__Collected data__.

-- Begin --

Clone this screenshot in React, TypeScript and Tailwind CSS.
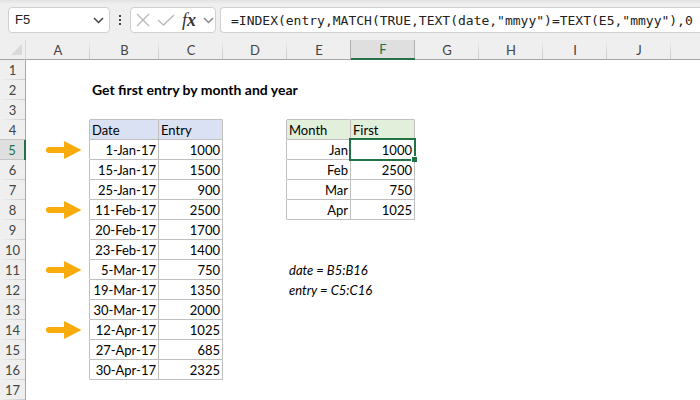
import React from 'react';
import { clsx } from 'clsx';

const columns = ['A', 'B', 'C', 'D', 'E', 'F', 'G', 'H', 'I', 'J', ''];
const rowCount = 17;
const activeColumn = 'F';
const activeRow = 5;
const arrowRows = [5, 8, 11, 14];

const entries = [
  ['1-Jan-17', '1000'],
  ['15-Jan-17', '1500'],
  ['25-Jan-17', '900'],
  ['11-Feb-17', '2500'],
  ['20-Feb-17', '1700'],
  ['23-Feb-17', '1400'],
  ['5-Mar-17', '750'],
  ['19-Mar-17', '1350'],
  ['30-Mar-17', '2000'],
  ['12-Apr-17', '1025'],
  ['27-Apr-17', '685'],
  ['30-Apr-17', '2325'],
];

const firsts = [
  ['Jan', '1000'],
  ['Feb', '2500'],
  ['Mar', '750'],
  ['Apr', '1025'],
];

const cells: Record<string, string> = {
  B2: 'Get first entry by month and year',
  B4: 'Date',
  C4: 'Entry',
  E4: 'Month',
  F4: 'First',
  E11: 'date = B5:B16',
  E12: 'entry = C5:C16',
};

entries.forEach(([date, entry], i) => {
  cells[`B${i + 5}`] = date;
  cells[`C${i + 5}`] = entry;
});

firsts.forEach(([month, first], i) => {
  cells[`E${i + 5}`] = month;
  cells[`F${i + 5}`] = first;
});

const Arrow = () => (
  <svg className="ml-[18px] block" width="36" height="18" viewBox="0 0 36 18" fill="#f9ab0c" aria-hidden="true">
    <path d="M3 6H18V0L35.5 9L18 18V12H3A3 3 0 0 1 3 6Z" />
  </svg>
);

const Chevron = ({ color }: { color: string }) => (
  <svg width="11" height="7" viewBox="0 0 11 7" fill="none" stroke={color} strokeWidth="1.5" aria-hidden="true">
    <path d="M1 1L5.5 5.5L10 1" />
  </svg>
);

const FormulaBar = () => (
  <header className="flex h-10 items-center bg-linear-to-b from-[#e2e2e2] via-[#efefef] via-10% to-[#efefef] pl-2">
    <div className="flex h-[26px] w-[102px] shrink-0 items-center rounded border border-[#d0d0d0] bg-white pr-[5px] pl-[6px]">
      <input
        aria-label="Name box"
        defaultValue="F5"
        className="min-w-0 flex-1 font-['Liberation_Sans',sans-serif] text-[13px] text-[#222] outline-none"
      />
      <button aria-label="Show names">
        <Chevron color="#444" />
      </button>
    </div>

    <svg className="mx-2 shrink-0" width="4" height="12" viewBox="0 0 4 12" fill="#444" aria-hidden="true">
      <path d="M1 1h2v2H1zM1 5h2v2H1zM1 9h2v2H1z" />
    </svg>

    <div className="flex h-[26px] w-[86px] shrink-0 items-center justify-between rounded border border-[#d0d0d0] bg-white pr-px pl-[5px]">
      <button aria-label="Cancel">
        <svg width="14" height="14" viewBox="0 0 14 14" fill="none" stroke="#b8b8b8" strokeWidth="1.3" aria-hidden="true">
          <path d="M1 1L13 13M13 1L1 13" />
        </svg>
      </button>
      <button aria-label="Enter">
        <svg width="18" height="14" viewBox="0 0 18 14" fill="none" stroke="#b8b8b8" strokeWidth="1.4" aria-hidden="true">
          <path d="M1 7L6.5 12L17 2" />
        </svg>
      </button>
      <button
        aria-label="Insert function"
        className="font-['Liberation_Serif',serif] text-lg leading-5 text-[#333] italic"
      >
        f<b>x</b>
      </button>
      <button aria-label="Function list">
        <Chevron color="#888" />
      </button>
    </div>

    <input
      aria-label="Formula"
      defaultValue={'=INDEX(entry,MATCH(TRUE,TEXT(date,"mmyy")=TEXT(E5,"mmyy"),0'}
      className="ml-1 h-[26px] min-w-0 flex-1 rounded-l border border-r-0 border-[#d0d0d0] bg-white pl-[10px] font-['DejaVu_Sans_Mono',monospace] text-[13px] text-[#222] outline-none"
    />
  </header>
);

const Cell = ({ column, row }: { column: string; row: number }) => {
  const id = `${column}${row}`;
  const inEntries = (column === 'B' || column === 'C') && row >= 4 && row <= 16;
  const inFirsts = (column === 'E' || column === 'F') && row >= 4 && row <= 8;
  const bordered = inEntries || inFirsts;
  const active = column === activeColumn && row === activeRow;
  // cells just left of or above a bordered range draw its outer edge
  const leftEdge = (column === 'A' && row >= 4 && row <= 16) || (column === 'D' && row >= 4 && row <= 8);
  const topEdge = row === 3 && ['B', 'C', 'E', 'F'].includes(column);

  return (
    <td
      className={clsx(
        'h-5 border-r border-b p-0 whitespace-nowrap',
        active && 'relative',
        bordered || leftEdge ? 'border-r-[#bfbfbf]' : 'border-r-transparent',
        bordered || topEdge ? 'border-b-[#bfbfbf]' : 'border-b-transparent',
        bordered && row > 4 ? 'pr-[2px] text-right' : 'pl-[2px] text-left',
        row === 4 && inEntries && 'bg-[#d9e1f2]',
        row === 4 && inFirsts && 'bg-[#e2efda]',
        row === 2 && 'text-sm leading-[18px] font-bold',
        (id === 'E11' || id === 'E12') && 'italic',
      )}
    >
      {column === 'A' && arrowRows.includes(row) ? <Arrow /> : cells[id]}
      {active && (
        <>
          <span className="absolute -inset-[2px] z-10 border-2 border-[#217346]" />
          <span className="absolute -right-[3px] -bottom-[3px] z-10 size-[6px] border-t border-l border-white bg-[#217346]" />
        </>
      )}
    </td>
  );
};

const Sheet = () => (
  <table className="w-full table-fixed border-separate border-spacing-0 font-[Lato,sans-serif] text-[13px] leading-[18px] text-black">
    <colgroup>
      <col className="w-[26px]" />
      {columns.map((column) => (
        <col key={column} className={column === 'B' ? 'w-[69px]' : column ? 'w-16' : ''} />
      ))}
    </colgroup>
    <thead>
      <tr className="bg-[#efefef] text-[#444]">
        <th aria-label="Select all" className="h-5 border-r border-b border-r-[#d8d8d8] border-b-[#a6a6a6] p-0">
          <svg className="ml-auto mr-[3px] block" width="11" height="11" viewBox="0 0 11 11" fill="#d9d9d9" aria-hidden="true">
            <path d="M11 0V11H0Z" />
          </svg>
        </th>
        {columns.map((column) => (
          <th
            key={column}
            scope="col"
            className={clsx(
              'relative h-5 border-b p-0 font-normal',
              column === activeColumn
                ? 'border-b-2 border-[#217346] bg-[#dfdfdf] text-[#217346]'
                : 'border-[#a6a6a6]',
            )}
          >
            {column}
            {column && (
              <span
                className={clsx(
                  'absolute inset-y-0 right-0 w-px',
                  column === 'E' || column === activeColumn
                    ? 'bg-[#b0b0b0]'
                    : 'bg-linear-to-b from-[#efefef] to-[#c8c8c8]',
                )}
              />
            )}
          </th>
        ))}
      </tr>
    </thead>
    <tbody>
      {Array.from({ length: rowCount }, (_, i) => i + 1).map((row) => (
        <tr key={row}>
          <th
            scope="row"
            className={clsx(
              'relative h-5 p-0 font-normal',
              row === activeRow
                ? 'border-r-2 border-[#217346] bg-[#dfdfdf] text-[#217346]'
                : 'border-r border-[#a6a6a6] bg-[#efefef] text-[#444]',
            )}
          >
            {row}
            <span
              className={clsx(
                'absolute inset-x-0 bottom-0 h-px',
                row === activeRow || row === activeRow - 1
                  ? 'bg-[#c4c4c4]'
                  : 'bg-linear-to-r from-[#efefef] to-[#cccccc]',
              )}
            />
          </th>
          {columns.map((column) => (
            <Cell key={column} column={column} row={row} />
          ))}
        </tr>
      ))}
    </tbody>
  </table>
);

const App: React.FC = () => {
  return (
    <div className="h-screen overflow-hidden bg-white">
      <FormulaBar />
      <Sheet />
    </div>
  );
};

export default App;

-- End --

__What needs to be done__.
Without any pictures, reproduce the lines from the first one in the material through the line that has "const arrowRows = [5, 8, 11, 14];", exactly as they appear.

__Result of the task__.
Clone this screenshot in React, TypeScript and Tailwind CSS.
import React from 'react';
import { clsx } from 'clsx';

const columns = ['A', 'B', 'C', 'D', 'E', 'F', 'G', 'H', 'I', 'J', ''];
const rowCount = 17;
const activeColumn = 'F';
const activeRow = 5;
const arrowRows = [5, 8, 11, 14];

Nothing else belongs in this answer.